7) Господство аскетизма в больших масштабах неизбежно совпадало с социальными беспорядками и экономическим хаосом, а такие условия заставляли людей отказаться от старого образа жизни; они дискредитировали господствующие теории общественной жизни. В такие времена бремя семьи и социальных связей становилось тяжким [853] . Уровень рождаемости падал. Люди отказывались от брака в тяжкой борьбе с голодом и из-за всеобщей скорби по поводу страдания и утраты детей, что делало безбрачие желанным и опять-таки вело к perversio vitae sexualis. Они отрекались от жизненных удобств и позволяли отчаянию затопить весь мир.
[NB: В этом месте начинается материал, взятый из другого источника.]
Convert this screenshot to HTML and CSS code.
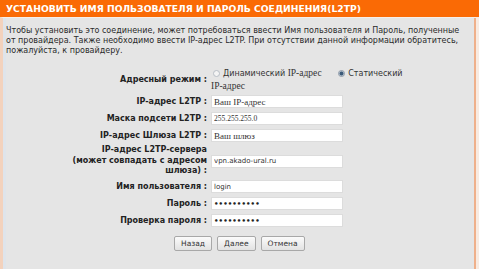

Результатом этого было или бегство от мира части отдельных людей, или такая аскетическая дисциплина, которая обещала победу над миром путем приучения себя к боли и к быстротечности сущего. Дискредитация фундаментальных принципов требовала нового переосмысления жизни и мира; созерцание, способствовавшее аскетизму, обеспечивало преобладание его над практическими действиями из-за очевидной тщетности людских усилий. Отчаяние или убежденность в том, что явленный мир – зло, толкали ум к сверхчувственному: представление, которое, если считать дуализм аксиомой, требовало аскетизма. Эмоциональное возбуждение, моральные проблемы и слабодушие во время тяжелых кризисов давали плодородную почву для патологических вспышек и фанатизма, которые идут рука об руку с аскетизмом, особенно в его религиозно-мистическом варианте. Чувствуя ровное биение пульса уютной жизни, люди не полосуют себя ножами, не истощают себя постами, не переносят суровости северных зим и не бросают жен и детей ради «идеальной» жизни. Хорошо известно и то, что во время таких кризисов религия чаще всего преображается в попытке охватить жизнь и интерпретировать новую ситуацию. Такое возрождение способствует развитию аскетизма в более мягких или крайних его формах – согласно понятиям эпохи.